The NSW and Victorian governments main source of revenue over the last few years has been stamp duty from property transactions. Stamp duty revenue has boomed during this time. But it is falling now in NSW with Victoria likely to soon follow. These state governments will need new revenue streams to fill their coffers and this POC tax is perfect timing for them. I cannot see them giving much back to Racing NSW or Racing Victoria so that 100K benchmark races can become 150K benchmark races. Instead all or most of the money will go into consolidated revenue
That is true of the states where there has been a boom in property prices. But that should also apply to Queensland as well but somehow their recent governments have put the state into a spiral of debt.
Racing Victoria have always had good advocacy when it comes to governments deciding how to allocate funds for the industry. NSW has improved significantly over the past few years with the emergence of Peter V'Landy's as the industry's chief advocate (for all the negative stuff written about the guy - invariably from interstate writers - he has been the best racing administrator the country has ever seen and NSW racing is the beneficiary).

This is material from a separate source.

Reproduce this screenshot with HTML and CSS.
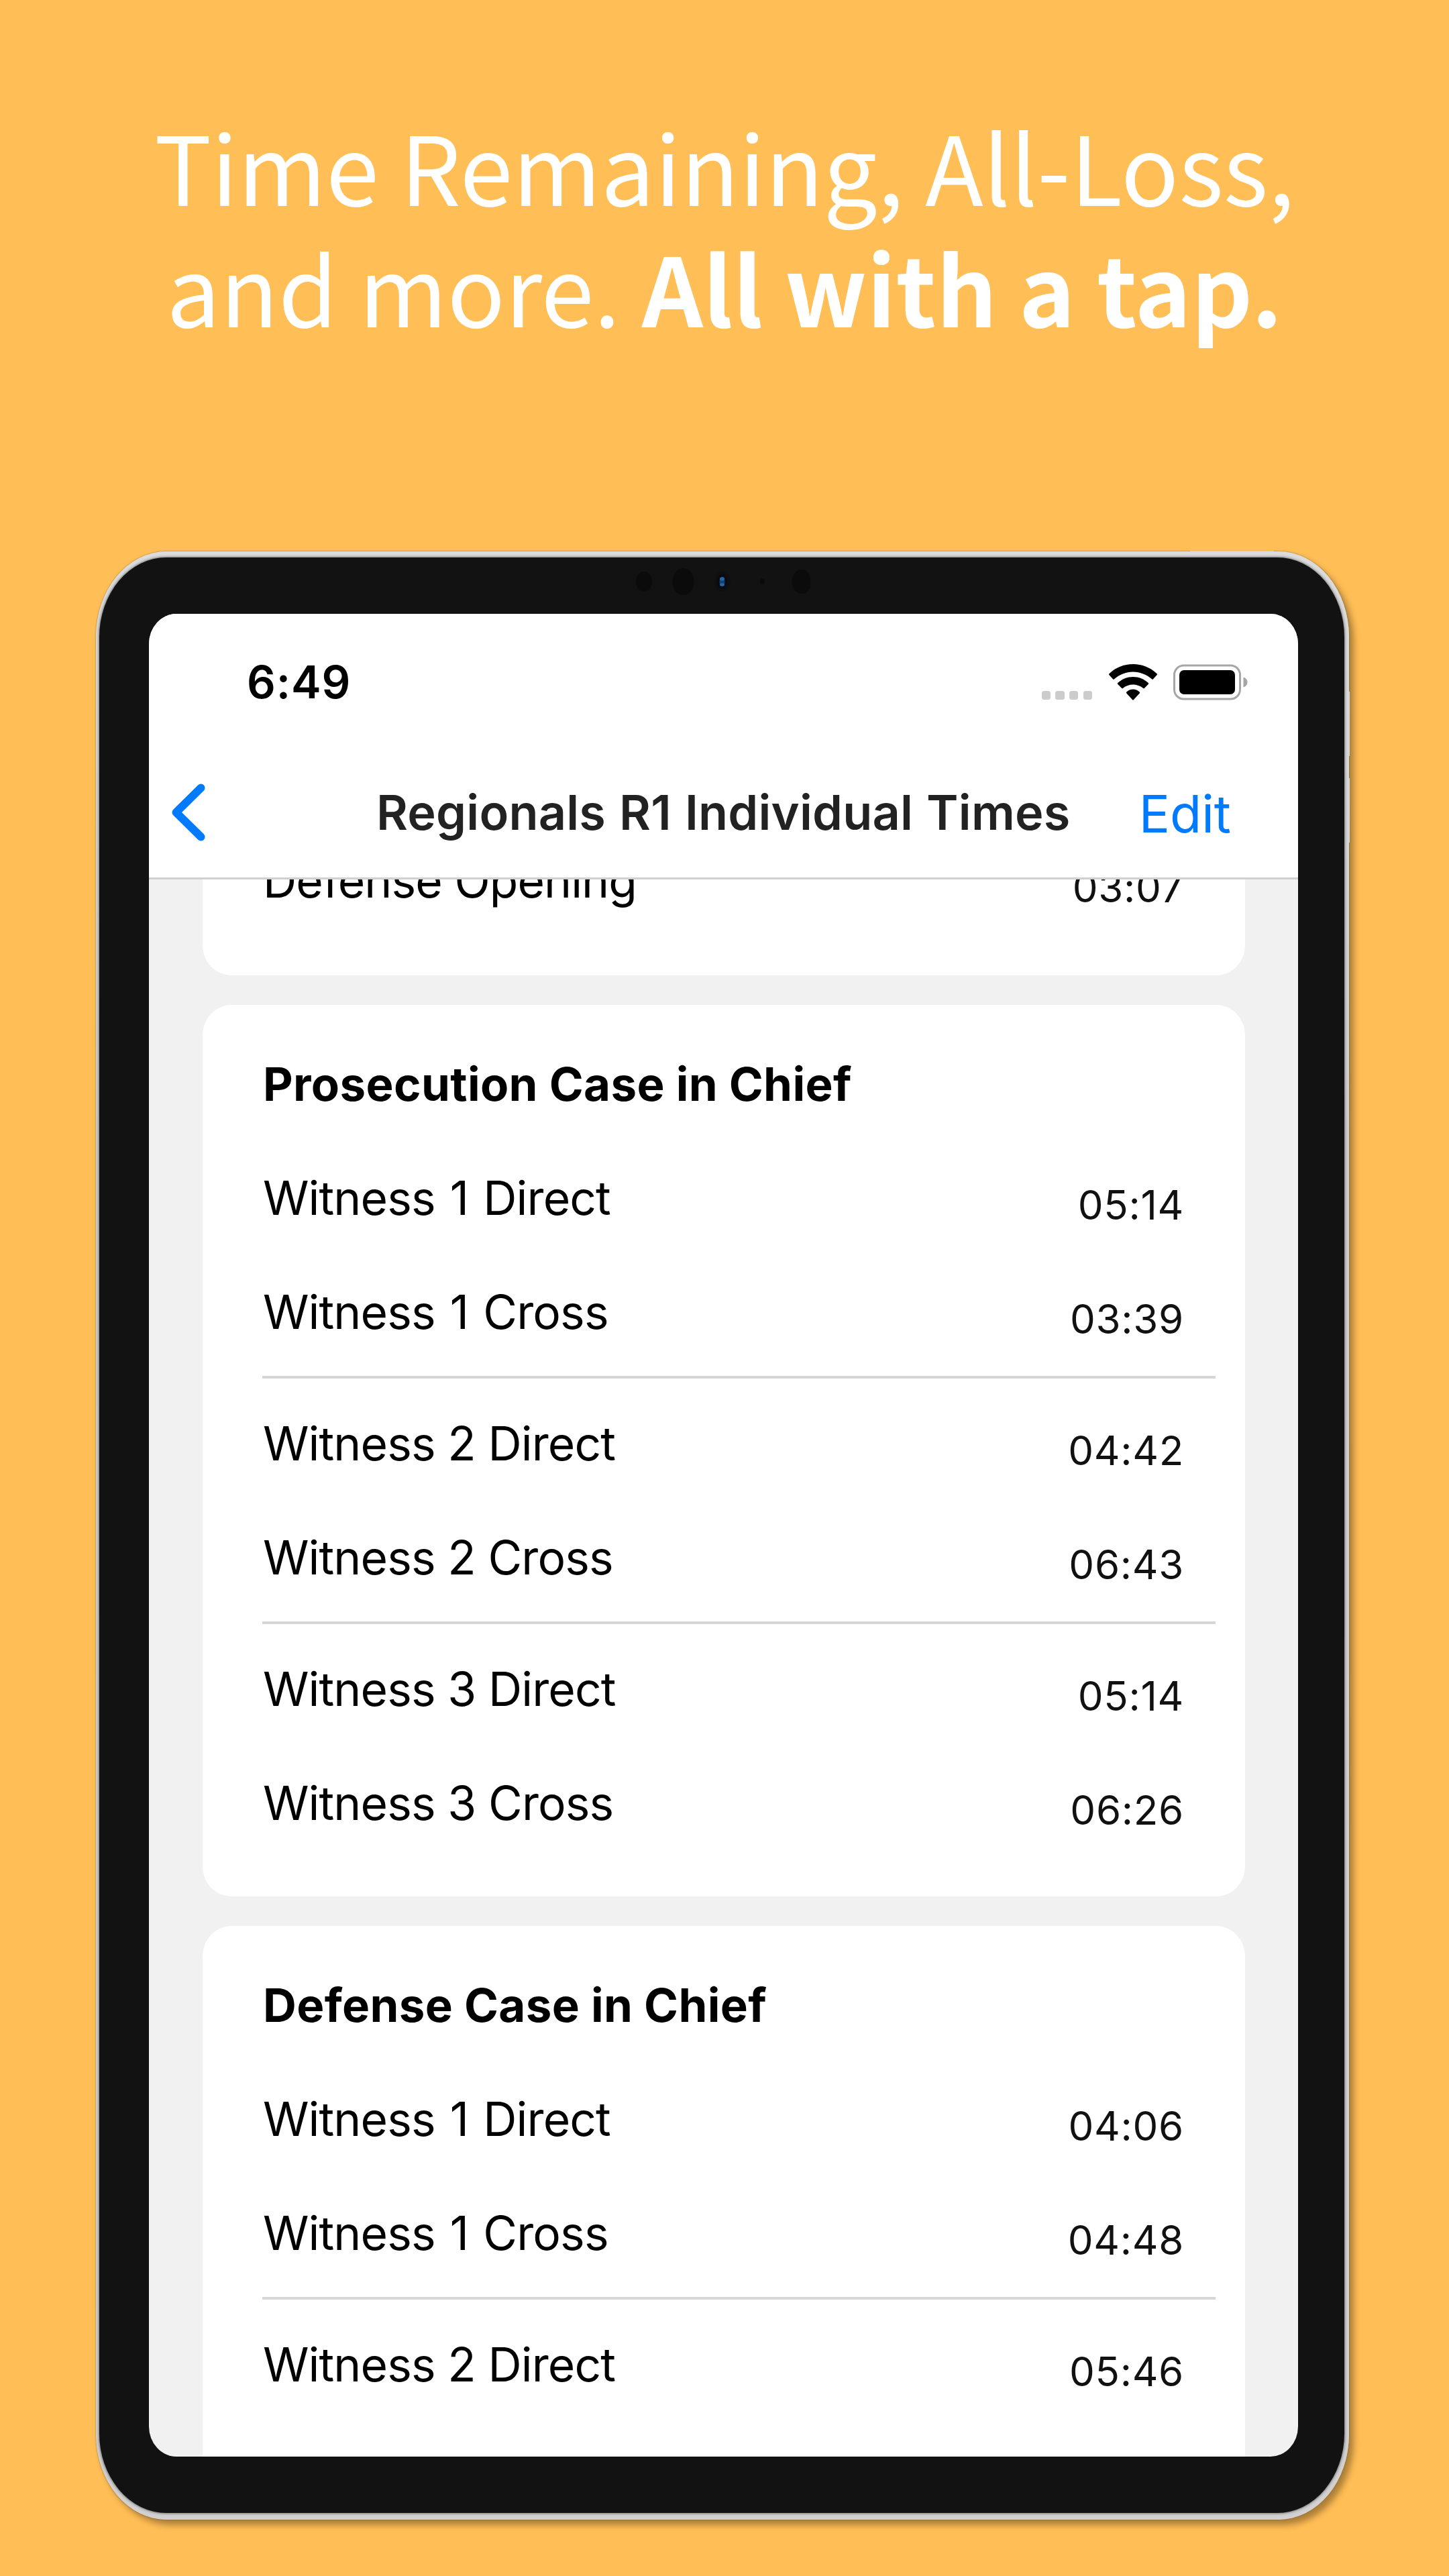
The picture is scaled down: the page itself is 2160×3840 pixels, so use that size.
FILE: index.html
```html
<!DOCTYPE html>
<html lang="en">
<head>
<meta charset="utf-8">
<title>Individual Times</title>
<link rel="stylesheet" href="styles.css">
</head>
<body>
<main class="poster">
  <h1 class="headline">Time Remaining, All-Loss,<br>and more. <strong>All with a tap.</strong></h1>
  <section class="device">
    <i class="button power"></i><i class="button vol-up"></i><i class="button vol-down"></i>
    <div class="bezel">
      <svg class="sensors" viewBox="0 0 260 42" aria-hidden="true">
        <g fill="#0b0b0b"><ellipse cx="12" cy="21" rx="12" ry="15"/><ellipse cx="70.500" cy="21" rx="16" ry="20"/><ellipse cx="188.500" cy="21" rx="3.500" ry="4.500"/><ellipse cx="247" cy="21" rx="14.500" ry="18"/></g>
        <ellipse cx="128.500" cy="21" rx="12" ry="15" fill="#0e0f10"/>
        <ellipse cx="128.500" cy="21" rx="8" ry="11" fill="#090b10"/>
        <ellipse cx="128.500" cy="21" rx="4" ry="7" fill="#123f70"/>
        <ellipse cx="128.500" cy="17" rx="3.500" ry="2.700" fill="#2565a5"/><ellipse cx="128.500" cy="25.500" rx="3.500" ry="2.300" fill="#2565a5"/>
      </svg>
      <div class="screen">
        <header class="top">
          <div class="status">
            <span class="clock">6:49</span>
            <span class="indicators">
              <span class="cell"><i></i><i></i><i></i><i></i></span>
              <svg class="wifi" viewBox="0 0 72 54" aria-hidden="true">
                <path d="M36 0C49.500 0 62 5 71.500 14.200Q72.500 15.200 71.500 16.200L66 22.200Q65 23.200 64 22.200C56.500 15.500 46.500 11.400 36 11.400S15.500 15.500 8 22.200Q7 23.200 6 22.200L.5 16.200Q-.5 15.200 .5 14.200C10 5 22.500 0 36 0Z"/>
                <path d="M36 19C44.500 19 52.500 22.200 58.700 28Q59.700 29 58.700 30L53 35.800Q52 36.800 51 35.800C46.800 32.300 41.600 30.400 36 30.400S25.200 32.300 21 35.800Q20 36.800 19 35.800L13.300 30Q12.300 29 13.300 28C19.500 22.200 27.500 19 36 19Z"/>
                <path d="M36 37.500C39.500 37.500 43 38.900 45.700 41.500Q46.700 42.500 45.700 43.500L37 53Q36 54 35 53L26.300 43.500Q25.300 42.500 26.300 41.500C29 38.900 32.500 37.500 36 37.500Z"/>
              </svg>
              <svg class="battery" viewBox="0 0 111 54" aria-hidden="true">
                <rect x="1.500" y="2" width="98" height="50" rx="14" ry="14" fill="none" stroke="#a6a6a6" stroke-width="3"/>
                <rect x="9" y="9" width="83" height="36" rx="7"/>
                <path d="M104.500 19.500C108 20.500 110.500 23.500 110.500 27S108 33.500 104.500 34.500Z" fill="#a6a6a6"/>
              </svg>
            </span>
          </div>
          <nav class="nav">
            <svg class="back" viewBox="0 0 50 86" aria-hidden="true"><path d="M43.500 6.500L6.500 43L43.500 79.500"/></svg>
            <span class="title">Regionals R1 Individual Times</span>
            <a class="edit">Edit</a>
          </nav>
        </header>
        <div class="list">
          <article class="card opening">
            <div class="row"><span class="name">Defense Opening</span><time>03:07</time></div>
          </article>
          <article class="card">
            <h2>Prosecution Case in Chief</h2>
            <div class="pair first">
              <div class="row"><span class="name">Witness 1 Direct</span><time>05:14</time></div>
              <div class="row"><span class="name">Witness 1 Cross</span><time>03:39</time></div>
            </div>
            <div class="pair">
              <div class="row"><span class="name">Witness 2 Direct</span><time>04:42</time></div>
              <div class="row"><span class="name">Witness 2 Cross</span><time>06:43</time></div>
            </div>
            <div class="pair">
              <div class="row"><span class="name">Witness 3 Direct</span><time>05:14</time></div>
              <div class="row"><span class="name">Witness 3 Cross</span><time>06:26</time></div>
            </div>
          </article>
          <article class="card">
            <h2>Defense Case in Chief</h2>
            <div class="pair first">
              <div class="row"><span class="name">Witness 1 Direct</span><time>04:06</time></div>
              <div class="row"><span class="name">Witness 1 Cross</span><time>04:48</time></div>
            </div>
            <div class="pair">
              <div class="row"><span class="name">Witness 2 Direct</span><time>05:46</time></div>
              <div class="row"></div>
            </div>
          </article>
        </div>
      </div>
    </div>
  </section>
</main>
</body>
</html>
```
FILE: styles.css
```css
* { box-sizing: border-box; }

body {
  margin: 0;
  width: 2160px;
  height: 3840px;
  overflow: hidden;
  background: #ffbe56;
  font-family: Inter, "Liberation Sans", sans-serif;
  color: #000;
}

.poster {
  height: 3840px;
  display: flex;
  flex-direction: column;
  align-items: flex-start;
  padding-left: 143px;
}

.headline {
  width: 1874px;
  height: 822px;
  flex: none;
  margin: 0;
  padding-top: 155px;
  text-align: center;
  white-space: nowrap;
  color: #fff;
  font: 400 142.2px/181px "Noto Sans CJK SC", "Noto Sans", sans-serif;
}
.headline strong { font-weight: 700; }

.device {
  position: relative;
  width: 1868px;
  height: 2934px;
  padding: 9px 7px 10px 5px;
  border-radius: 105px / 127px;
  background: linear-gradient(#dcdcdc, #cfcdcd 30%, #d2d0d0);
  box-shadow: 0 0 2px rgba(90, 80, 60, .8), 7px 8px 10px rgba(70, 50, 20, .45);
}

.button { position: absolute; background: #d5d5d5; }
.power { left: 1631px; top: -1px; width: 125px; height: 2px; }
.vol-up, .vol-down { left: 1867px; width: 2px; height: 96px; }
.vol-up { top: 209px; }
.vol-down { top: 338px; }

.bezel {
  position: relative;
  height: 100%;
  padding: 84px 69px 84px 74px;
  border-radius: 100px / 119px;
  background: #121212;
  box-shadow: 0 0 4px #444;
}

.sensors {
  position: absolute;
  left: 800px;
  top: 15px;
  width: 260px;
  height: 42px;
}

.screen {
  height: 100%;
  display: flex;
  flex-direction: column;
  overflow: hidden;
  border-radius: 41px / 45px;
  background: #f1f1f1;
}

.top {
  flex: none;
  height: 396px;
  border-bottom: 3px solid #d0d0d0;
  background: #fff;
}

.status {
  height: 204px;
  display: flex;
  justify-content: space-between;
  align-items: center;
  padding: 0 75px 0 146px;
}
.clock { font-size: 67px; font-weight: 600; line-height: 80px; letter-spacing: .9px; }
.indicators { display: flex; align-items: flex-start; }
.cell { display: flex; gap: 7.2px; margin: 40px 25px 0 0; }
.cell i { width: 13.4px; height: 13.4px; border-radius: 3.5px; background: #ccc; }
.wifi { width: 72px; height: 54px; margin-right: 24px; }
.battery { width: 111px; height: 54px; }

.nav { height: 184px; display: flex; align-items: center; padding: 0 100px 0 34px; }
.back { width: 50px; height: 86px; fill: none; stroke: #007aff; stroke-width: 12; stroke-linecap: round; stroke-linejoin: round; }
.title { margin-left: 255px; font-size: 72px; font-weight: 600; line-height: 90px; letter-spacing: .22px; word-spacing: 1.6px; color: #222; white-space: nowrap; }
.edit { margin-left: auto; margin-top: 4px; font-size: 77px; line-height: 90px; color: #007aff; }

.list {
  flex: 1;
  min-height: 0;
  overflow: hidden;
  display: flex;
  flex-direction: column;
  gap: 44px;
  padding: 0 79px 0 80px;
}

.card {
  flex: none;
  padding: 33px 44px 54px 89px;
  border-radius: 43px / 45px;
  background: #fff;
}
.opening { margin-top: -83px; padding-top: 0; padding-bottom: 56px; }

h2 {
  height: 170px;
  margin: 0;
  display: flex;
  align-items: center;
  padding-left: 1px;
  font-size: 69px;
  font-weight: 700;
  line-height: 84px;
  letter-spacing: .36px;
}

.pair + .pair { margin-top: 10px; padding-top: 12px; border-top: 4px solid #d6d6d6; }

.row {
  height: 170px;
  display: flex;
  align-items: center;
  justify-content: space-between;
  padding: 0 47px 0 1px;
}
.name { font-size: 69.5px; line-height: 84px; letter-spacing: -.9px; }
.first .name { word-spacing: 3.5px; }
time { margin-top: 20px; font-size: 60px; line-height: 72px; letter-spacing: .7px; color: #111; }
```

I would be surprised if NSW and Victorian racing did not see a lot of the POC tax. Other states? Not so sure. Cannot imagine SA putting much back into their racing industry. They are already receiving generous subsidies from Victoria because the RVL owned racing.com were so desperate to have SA racing included in their content.
And here we are getting on the the glaring problem with the Australian racing model - a problem that is rarely discussed because it is obscured by NSW vs. Victoria "my dick is bigger than your dick" competitions.
The new model of wagering that includes corporate bookmakers seems to be benefiting the two largest states at the expense of the other states
Given that a POC tax will benefit the racing industries of states where the population is largest, and the two largest states have good advocacy within government, this tax will only add to the imbalance that is emerging.
Is there an easy answer? Probably not.